> _STATED TASK_: All of the lines below are to be printed again exactly; images are excluded from the output.

+ + + + + + +

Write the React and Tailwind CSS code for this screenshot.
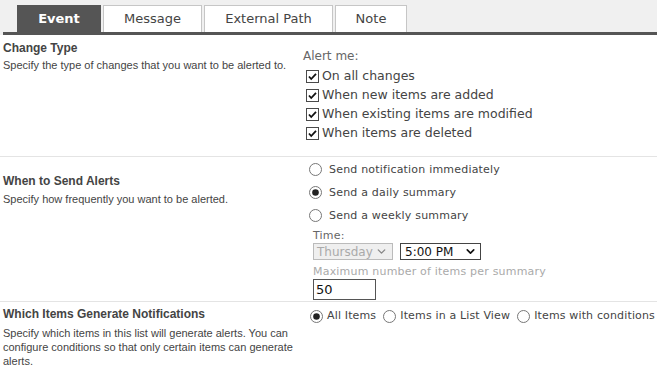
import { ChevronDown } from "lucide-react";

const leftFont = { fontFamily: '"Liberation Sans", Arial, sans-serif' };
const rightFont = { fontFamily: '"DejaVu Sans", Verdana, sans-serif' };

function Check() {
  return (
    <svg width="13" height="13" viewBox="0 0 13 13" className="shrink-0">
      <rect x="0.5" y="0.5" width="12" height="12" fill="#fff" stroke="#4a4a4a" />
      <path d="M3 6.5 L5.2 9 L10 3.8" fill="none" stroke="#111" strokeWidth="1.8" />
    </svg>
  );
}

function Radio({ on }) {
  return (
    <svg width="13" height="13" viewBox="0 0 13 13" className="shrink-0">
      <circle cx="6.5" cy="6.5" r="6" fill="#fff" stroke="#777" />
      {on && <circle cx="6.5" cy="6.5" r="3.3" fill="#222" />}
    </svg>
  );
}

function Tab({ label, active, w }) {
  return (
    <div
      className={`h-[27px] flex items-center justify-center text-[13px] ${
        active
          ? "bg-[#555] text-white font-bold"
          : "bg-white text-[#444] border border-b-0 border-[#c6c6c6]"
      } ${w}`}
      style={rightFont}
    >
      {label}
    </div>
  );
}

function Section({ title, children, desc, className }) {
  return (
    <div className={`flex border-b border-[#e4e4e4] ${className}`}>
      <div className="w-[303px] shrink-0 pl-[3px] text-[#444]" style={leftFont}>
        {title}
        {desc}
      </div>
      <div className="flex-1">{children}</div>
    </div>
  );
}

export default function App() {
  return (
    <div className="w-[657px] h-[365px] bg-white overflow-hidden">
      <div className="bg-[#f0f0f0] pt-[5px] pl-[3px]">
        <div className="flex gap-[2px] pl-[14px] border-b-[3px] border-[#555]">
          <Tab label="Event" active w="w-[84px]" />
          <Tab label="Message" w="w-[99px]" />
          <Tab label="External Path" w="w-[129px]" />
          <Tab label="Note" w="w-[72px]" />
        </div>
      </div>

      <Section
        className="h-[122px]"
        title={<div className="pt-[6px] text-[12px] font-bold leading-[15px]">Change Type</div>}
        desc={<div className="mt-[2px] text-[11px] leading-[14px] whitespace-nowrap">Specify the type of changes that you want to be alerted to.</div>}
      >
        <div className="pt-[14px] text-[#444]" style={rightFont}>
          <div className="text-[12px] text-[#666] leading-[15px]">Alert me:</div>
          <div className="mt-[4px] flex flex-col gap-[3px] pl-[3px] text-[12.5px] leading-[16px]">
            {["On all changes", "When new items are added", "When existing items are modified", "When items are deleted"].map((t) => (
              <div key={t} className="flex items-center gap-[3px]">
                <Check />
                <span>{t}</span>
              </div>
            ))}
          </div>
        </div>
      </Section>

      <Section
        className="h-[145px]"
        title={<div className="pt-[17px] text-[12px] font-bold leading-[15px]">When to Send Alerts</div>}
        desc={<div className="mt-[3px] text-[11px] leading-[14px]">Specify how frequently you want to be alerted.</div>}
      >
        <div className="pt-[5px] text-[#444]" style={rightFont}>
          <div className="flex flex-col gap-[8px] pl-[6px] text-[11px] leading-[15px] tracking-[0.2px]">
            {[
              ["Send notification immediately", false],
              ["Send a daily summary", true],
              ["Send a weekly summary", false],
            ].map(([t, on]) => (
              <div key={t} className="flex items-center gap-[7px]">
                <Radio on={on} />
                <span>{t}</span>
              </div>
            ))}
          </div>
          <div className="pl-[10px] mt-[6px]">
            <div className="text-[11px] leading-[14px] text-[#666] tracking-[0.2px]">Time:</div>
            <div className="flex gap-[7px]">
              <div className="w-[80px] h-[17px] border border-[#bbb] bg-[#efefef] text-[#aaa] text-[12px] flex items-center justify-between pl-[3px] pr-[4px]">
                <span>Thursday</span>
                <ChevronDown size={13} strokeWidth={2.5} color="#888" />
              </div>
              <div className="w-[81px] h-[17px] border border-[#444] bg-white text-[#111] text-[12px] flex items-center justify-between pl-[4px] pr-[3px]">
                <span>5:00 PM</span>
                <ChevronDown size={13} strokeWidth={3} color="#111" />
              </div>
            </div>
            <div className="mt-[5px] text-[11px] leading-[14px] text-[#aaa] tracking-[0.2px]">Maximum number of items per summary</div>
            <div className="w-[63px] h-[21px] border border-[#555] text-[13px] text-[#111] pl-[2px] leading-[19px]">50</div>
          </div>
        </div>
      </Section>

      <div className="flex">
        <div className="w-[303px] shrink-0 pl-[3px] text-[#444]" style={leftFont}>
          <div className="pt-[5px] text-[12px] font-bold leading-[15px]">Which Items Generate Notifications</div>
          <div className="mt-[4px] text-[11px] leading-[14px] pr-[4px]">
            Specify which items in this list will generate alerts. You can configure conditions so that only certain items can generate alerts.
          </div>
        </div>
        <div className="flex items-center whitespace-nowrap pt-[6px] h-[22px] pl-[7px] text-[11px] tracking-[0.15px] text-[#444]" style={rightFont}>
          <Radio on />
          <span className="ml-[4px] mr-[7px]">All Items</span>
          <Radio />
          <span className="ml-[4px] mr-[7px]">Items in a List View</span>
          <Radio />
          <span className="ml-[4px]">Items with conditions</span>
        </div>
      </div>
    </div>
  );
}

+ + + + + + +

> _WORKED ANSWER_:
Write the React and Tailwind CSS code for this screenshot.
import { ChevronDown } from "lucide-react";

const leftFont = { fontFamily: '"Liberation Sans", Arial, sans-serif' };
const rightFont = { fontFamily: '"DejaVu Sans", Verdana, sans-serif' };

function Check() {
  return (
    <svg width="13" height="13" viewBox="0 0 13 13" className="shrink-0">
      <rect x="0.5" y="0.5" width="12" height="12" fill="#fff" stroke="#4a4a4a" />
      <path d="M3 6.5 L5.2 9 L10 3.8" fill="none" stroke="#111" strokeWidth="1.8" />
    </svg>
  );
}

function Radio({ on }) {
  return (
    <svg width="13" height="13" viewBox="0 0 13 13" className="shrink-0">
      <circle cx="6.5" cy="6.5" r="6" fill="#fff" stroke="#777" />
      {on && <circle cx="6.5" cy="6.5" r="3.3" fill="#222" />}
    </svg>
  );
}

function Tab({ label, active, w }) {
  return (
    <div
      className={`h-[27px] flex items-center justify-center text-[13px] ${
        active
          ? "bg-[#555] text-white font-bold"
          : "bg-white text-[#444] border border-b-0 border-[#c6c6c6]"
      } ${w}`}
      style={rightFont}
    >
      {label}
    </div>
  );
}

function Section({ title, children, desc, className }) {
  return (
    <div className={`flex border-b border-[#e4e4e4] ${className}`}>
      <div className="w-[303px] shrink-0 pl-[3px] text-[#444]" style={leftFont}>
        {title}
        {desc}
      </div>
      <div className="flex-1">{children}</div>
    </div>
  );
}

export default function App() {
  return (
    <div className="w-[657px] h-[365px] bg-white overflow-hidden">
      <div className="bg-[#f0f0f0] pt-[5px] pl-[3px]">
        <div className="flex gap-[2px] pl-[14px] border-b-[3px] border-[#555]">
          <Tab label="Event" active w="w-[84px]" />
          <Tab label="Message" w="w-[99px]" />
          <Tab label="External Path" w="w-[129px]" />
          <Tab label="Note" w="w-[72px]" />
        </div>
      </div>

      <Section
        className="h-[122px]"
        title={<div className="pt-[6px] text-[12px] font-bold leading-[15px]">Change Type</div>}
        desc={<div className="mt-[2px] text-[11px] leading-[14px] whitespace-nowrap">Specify the type of changes that you want to be alerted to.</div>}
      >
        <div className="pt-[14px] text-[#444]" style={rightFont}>
          <div className="text-[12px] text-[#666] leading-[15px]">Alert me:</div>
          <div className="mt-[4px] flex flex-col gap-[3px] pl-[3px] text-[12.5px] leading-[16px]">
            {["On all changes", "When new items are added", "When existing items are modified", "When items are deleted"].map((t) => (
              <div key={t} className="flex items-center gap-[3px]">
                <Check />
                <span>{t}</span>
              </div>
            ))}
          </div>
        </div>
      </Section>

      <Section
        className="h-[145px]"
        title={<div className="pt-[17px] text-[12px] font-bold leading-[15px]">When to Send Alerts</div>}
        desc={<div className="mt-[3px] text-[11px] leading-[14px]">Specify how frequently you want to be alerted.</div>}
      >
        <div className="pt-[5px] text-[#444]" style={rightFont}>
          <div className="flex flex-col gap-[8px] pl-[6px] text-[11px] leading-[15px] tracking-[0.2px]">
            {[
              ["Send notification immediately", false],
              ["Send a daily summary", true],
              ["Send a weekly summary", false],
            ].map(([t, on]) => (
              <div key={t} className="flex items-center gap-[7px]">
                <Radio on={on} />
                <span>{t}</span>
              </div>
            ))}
          </div>
          <div className="pl-[10px] mt-[6px]">
            <div className="text-[11px] leading-[14px] text-[#666] tracking-[0.2px]">Time:</div>
            <div className="flex gap-[7px]">
              <div className="w-[80px] h-[17px] border border-[#bbb] bg-[#efefef] text-[#aaa] text-[12px] flex items-center justify-between pl-[3px] pr-[4px]">
                <span>Thursday</span>
                <ChevronDown size={13} strokeWidth={2.5} color="#888" />
              </div>
              <div className="w-[81px] h-[17px] border border-[#444] bg-white text-[#111] text-[12px] flex items-center justify-between pl-[4px] pr-[3px]">
                <span>5:00 PM</span>
                <ChevronDown size={13} strokeWidth={3} color="#111" />
              </div>
            </div>
            <div className="mt-[5px] text-[11px] leading-[14px] text-[#aaa] tracking-[0.2px]">Maximum number of items per summary</div>
            <div className="w-[63px] h-[21px] border border-[#555] text-[13px] text-[#111] pl-[2px] leading-[19px]">50</div>
          </div>
        </div>
      </Section>

      <div className="flex">
        <div className="w-[303px] shrink-0 pl-[3px] text-[#444]" style={leftFont}>
          <div className="pt-[5px] text-[12px] font-bold leading-[15px]">Which Items Generate Notifications</div>
          <div className="mt-[4px] text-[11px] leading-[14px] pr-[4px]">
            Specify which items in this list will generate alerts. You can configure conditions so that only certain items can generate alerts.
          </div>
        </div>
        <div className="flex items-center whitespace-nowrap pt-[6px] h-[22px] pl-[7px] text-[11px] tracking-[0.15px] text-[#444]" style={rightFont}>
          <Radio on />
          <span className="ml-[4px] mr-[7px]">All Items</span>
          <Radio />
          <span className="ml-[4px] mr-[7px]">Items in a List View</span>
          <Radio />
          <span className="ml-[4px]">Items with conditions</span>
        </div>
      </div>
    </div>
  );
}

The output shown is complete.